Licensing and Enforcement:

Pharmacy benefit managers working in the state must obtain a license from the State Insurance Commissioner

This requirement may seem insignificant, but could also have far-reaching effects. This bill would require that PBMs working in the state meet certain requirements and obtain a license through an application process. Through this licensing process, the Insurance Commissioner would have full access to contract details between PBMs and insurers, including all incentives, discounts, and rebates. The Commissioner would also have the power to audit PBMs and would have broad authority to refuse to issue, suspend or revoke a license if she determined it warranted based on the protocol outlined.

Community pharmacies and other stakeholders in support of this bill believe that PBM licensing is necessary to increase transparency and accountability for PBMs, while stakeholders in opposition to this bill fear that this process could result in highly prized trade secrets being leaked, thereby weakening PBM’s negotiation position and increasing prices for consumers.


Consumer Protections:

Ban on the use of accumulator adjuster programs (AAPs)
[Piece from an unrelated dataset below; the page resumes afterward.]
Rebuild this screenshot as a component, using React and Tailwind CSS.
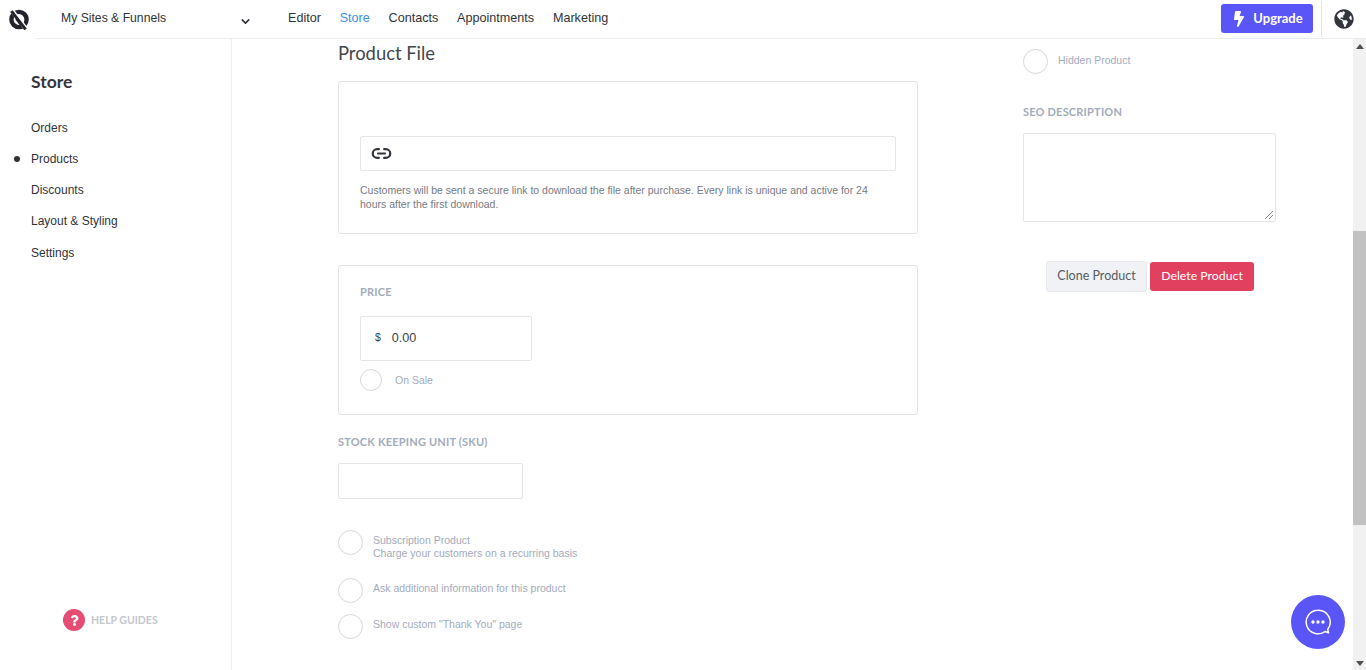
import React from 'react';
import { ChevronDown, Link2 } from 'lucide-react';
import { FaBolt, FaGlobeAmericas, FaQuestion } from 'react-icons/fa';

const navItems = ['Editor', 'Store', 'Contacts', 'Appointments', 'Marketing'];
const sideItems = ['Orders', 'Products', 'Discounts', 'Layout & Styling', 'Settings'];

const Toggle = ({ className = '' }) => (
  <span className={`block shrink-0 rounded-full border border-[#d5d8de] bg-white ${className}`} />
);

const Logo = () => (
  <svg width="20" height="21" viewBox="0 0 20 21">
    <circle cx="10" cy="10.5" r="7.6" fill="none" stroke="#23232b" strokeWidth="4.4" />
    <path d="M3 1.5 L17 20" stroke="#fff" strokeWidth="4.4" />
    <path d="M2.4 2.2 L16.6 20.4" stroke="#23232b" strokeWidth="3" />
    <path d="M7.4 9.6 L12.4 16.2" stroke="#23232b" strokeWidth="2.6" />
  </svg>
);

const ChatIcon = () => (
  <svg width="28" height="28" viewBox="0 0 28 28" fill="none">
    <path
      d="M14 2.2a11.8 11.8 0 1 0 7 21.3l3.6 1.2-.9-3.5A11.8 11.8 0 0 0 14 2.2z"
      stroke="#fff"
      strokeWidth="1.5"
      strokeLinejoin="round"
    />
    <circle cx="9" cy="14" r="1.7" fill="#fff" />
    <circle cx="14" cy="14" r="1.7" fill="#fff" />
    <circle cx="19" cy="14" r="1.7" fill="#fff" />
  </svg>
);

const Header = () => (
  <header className="flex h-[39px] shrink-0">
    <div className="flex w-[36px] shrink-0 items-center pl-[9px]">
      <Logo />
    </div>
    <div className="flex flex-1 items-center border-b border-[#ececee] pb-[1px]">
      <span className="ml-[25px] w-[178px] text-[12.2px] text-[#2f3338]">My Sites &amp; Funnels</span>
      <ChevronDown size={13} strokeWidth={3} className="mt-[5px] text-[#2f3338]" />
      <nav className="ml-[36px] flex gap-[18.8px] text-[12.6px] text-[#2f3338]">
        {navItems.map((item) => (
          <span key={item} className={item === 'Store' ? 'text-[#3f8fe0]' : ''}>
            {item}
          </span>
        ))}
      </nav>
      <button className="ml-auto flex h-[29px] w-[92px] items-center justify-center gap-[6px] rounded-[3px] bg-[#5a55f6] font-['Lato',sans-serif] text-[13px] font-bold text-white">
        <FaBolt size={16} />
        Upgrade
      </button>
      <div className="ml-[8px] flex h-[36px] w-[45px] items-center border-l border-[#e5e5e7] pl-[12px]">
        <FaGlobeAmericas size={20} className="text-[#33363d]" />
      </div>
    </div>
  </header>
);

const Sidebar = () => (
  <aside className="flex w-[232px] shrink-0 flex-col border-r border-[#ececee]">
    <h2 className="ml-[31px] mt-[32px] font-['Lato',sans-serif] text-[17.5px] font-bold leading-[22px] text-[#33373c]">
      Store
    </h2>
    <ul className="mt-[24.6px] flex flex-col gap-[11.3px] text-[12px] text-[#2f3338]">
      {sideItems.map((item) => (
        <li key={item} className="relative h-[20px] pl-[31px] leading-[20px]">
          {item === 'Products' && (
            <span className="absolute left-[14px] top-[7px] h-[6px] w-[6px] rounded-full bg-[#2f3338]" />
          )}
          {item}
        </li>
      ))}
    </ul>
    <div className="ml-[63px] mt-auto mb-[39px] flex items-center gap-[6px]">
      <span className="flex h-[22px] w-[22px] items-center justify-center rounded-full bg-[#e64d74] text-white">
        <FaQuestion size={11} />
      </span>
      <span className="translate-y-[1px] font-['Lato',sans-serif] text-[10.5px] font-bold text-[#c4c7cc]">
        HELP GUIDES
      </span>
    </div>
  </aside>
);

const SectionLabel = ({ children }) => (
  <div className="font-['Lato',sans-serif] text-[11px] font-bold tracking-[0.2px] text-[#a3abbb]">{children}</div>
);

const MainColumn = () => (
  <div className="w-[580px] shrink-0">
    <h1 className="mt-[2px] font-['Lato',sans-serif] text-[18.4px] leading-[24px] text-[#43474d]">Product File</h1>
    <section className="mt-[16px] h-[153px] rounded-[3px] border border-[#e3e5e8] px-[21px] pt-[54px]">
      <div className="flex h-[35px] w-[536px] items-center rounded-[2px] border border-[#e3e5e8] pl-[10px]">
        <Link2 size={21} strokeWidth={2.5} className="text-[#33363d]" />
      </div>
      <p className="mt-[12px] w-[530px] text-[10.5px] leading-[14px] text-[#767b84]">
        Customers will be sent a secure link to download the file after purchase. Every link is unique and active for 24
        hours after the first download.
      </p>
    </section>
    <section className="mt-[31px] h-[150px] rounded-[3px] border border-[#e3e5e8] px-[21px] pt-[18px]">
      <SectionLabel>PRICE</SectionLabel>
      <div className="mt-[15px] flex h-[45px] w-[172px] items-center rounded-[2px] border border-[#e3e5e8] pl-[14px] text-[#3b3f45]">
        <span className="text-[10.5px]">$</span>
        <span className="ml-[11px] text-[12.6px]">0.00</span>
      </div>
      <div className="mt-[8px] flex items-center gap-[13px]">
        <Toggle className="h-[22px] w-[22px]" />
        <span className="translate-y-[1px] text-[10.5px] text-[#a3abbb]">On Sale</span>
      </div>
    </section>
    <div className="mt-[19px]">
      <SectionLabel>STOCK KEEPING UNIT (SKU)</SectionLabel>
    </div>
    <div className="mt-[12px] h-[36px] w-[185px] rounded-[2px] border border-[#e3e5e8]" />
    <div className="mt-[35px] flex items-center gap-[10px]">
      <Toggle className="h-[25px] w-[25px] -translate-y-[4px]" />
      <div className="text-[10.5px] leading-[13px] text-[#a3abbb]">
        <div>Subscription Product</div>
        <div>Charge your customers on a recurring basis</div>
      </div>
    </div>
    <div className="mt-[18px] flex items-center gap-[10px]">
      <Toggle className="h-[25px] w-[25px]" />
      <span className="-translate-y-[1px] text-[10.5px] text-[#a3abbb]">Ask additional information for this product</span>
    </div>
    <div className="mt-[11px] flex items-center gap-[10px]">
      <Toggle className="h-[25px] w-[25px]" />
      <span className="-translate-y-[1px] text-[10.5px] text-[#a3abbb]">Show custom "Thank You" page</span>
    </div>
  </div>
);

const SideColumn = () => (
  <div className="ml-[105px] w-[253px] shrink-0">
    <div className="mt-[10px] flex items-center gap-[10px]">
      <Toggle className="h-[25px] w-[25px]" />
      <span className="-translate-y-[1px] text-[10.5px] text-[#a3abbb]">Hidden Product</span>
    </div>
    <div className="mt-[30px]">
      <SectionLabel>SEO DESCRIPTION</SectionLabel>
    </div>
    <div className="relative mt-[12px] h-[89px] rounded-[2px] border border-[#e3e5e8]">
      <svg width="10" height="10" viewBox="0 0 10 10" className="absolute bottom-[1px] right-[1px]">
        <path d="M1 9 L9 1 M5 9 L9 5" stroke="#8a8a8a" strokeWidth="1" />
      </svg>
    </div>
    <div className="ml-[23px] mt-[39px] flex items-center gap-[3px] font-['Lato',sans-serif]">
      <button className="h-[31px] w-[101px] rounded-[3px] border border-[#e6e8ec] bg-[#f1f2f5] pt-[1px] text-[12.5px] text-[#565b63]">
        Clone Product
      </button>
      <button className="h-[29px] w-[104px] rounded-[3px] bg-[#e1415f] text-[12.3px] text-white">Delete Product</button>
    </div>
  </div>
);

const Scrollbar = () => (
  <div className="flex w-[13px] shrink-0 flex-col items-center bg-[#f1f1f1]">
    <svg width="8" height="5" viewBox="0 0 8 5" className="mt-[5px] shrink-0">
      <polygon points="4,0 8,5 0,5" fill="#505050" />
    </svg>
    <div className="mt-[182px] h-[294px] w-full bg-[#c1c1c1]" />
    <svg width="8" height="5" viewBox="0 0 8 5" className="mb-[4px] mt-auto shrink-0">
      <polygon points="0,0 8,0 4,5" fill="#505050" />
    </svg>
  </div>
);

export default function App() {
  return (
    <div className="relative flex h-[670px] w-[1366px] flex-col overflow-hidden bg-white font-['Liberation_Sans',sans-serif]">
      <Header />
      <div className="flex min-h-0 flex-1">
        <Sidebar />
        <main className="flex flex-1 pl-[106px]">
          <MainColumn />
          <SideColumn />
        </main>
        <Scrollbar />
      </div>
      <button className="absolute bottom-[21px] left-[1291px] flex h-[54px] w-[54px] items-center justify-center rounded-full bg-[#5a55f6]">
        <ChatIcon />
      </button>
    </div>
  );
}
Patients who have very costly drugs or very high deductibles sometimes use drug co-pay cards or other forms of co-pay assistance to help them afford their medications at the pharmacy counter. In so-called “accumulator adjuster programs”, PBMs allow patients to use the co-pay assistance to reduce their out-of-pocket costs at the pharmacy, but will not credit that amount towards their deductible or maximum out-of-pocket costs. The deductible is the amount the patient is required to pay before insurance kicks in, and overtime patients end up paying the full deductible even though the manufacturer has been paying on behalf of the patient.

This bill would require cost-sharing paid on behalf of the patient to count towards their total requirement. While this would lower patient expenses, it would be expected to increase costs for the health insurance plans, which could then be passed to consumers as higher insurance premiums.

These four provisions are just a few included in a very comprehensive bill. Although one of the most hotly lobbied bills this session, few people understand the rippling and significant effects this bill would have on state health care costs. In January we will have a clearer picture of what will ultimately be included in this consequential piece of legislation.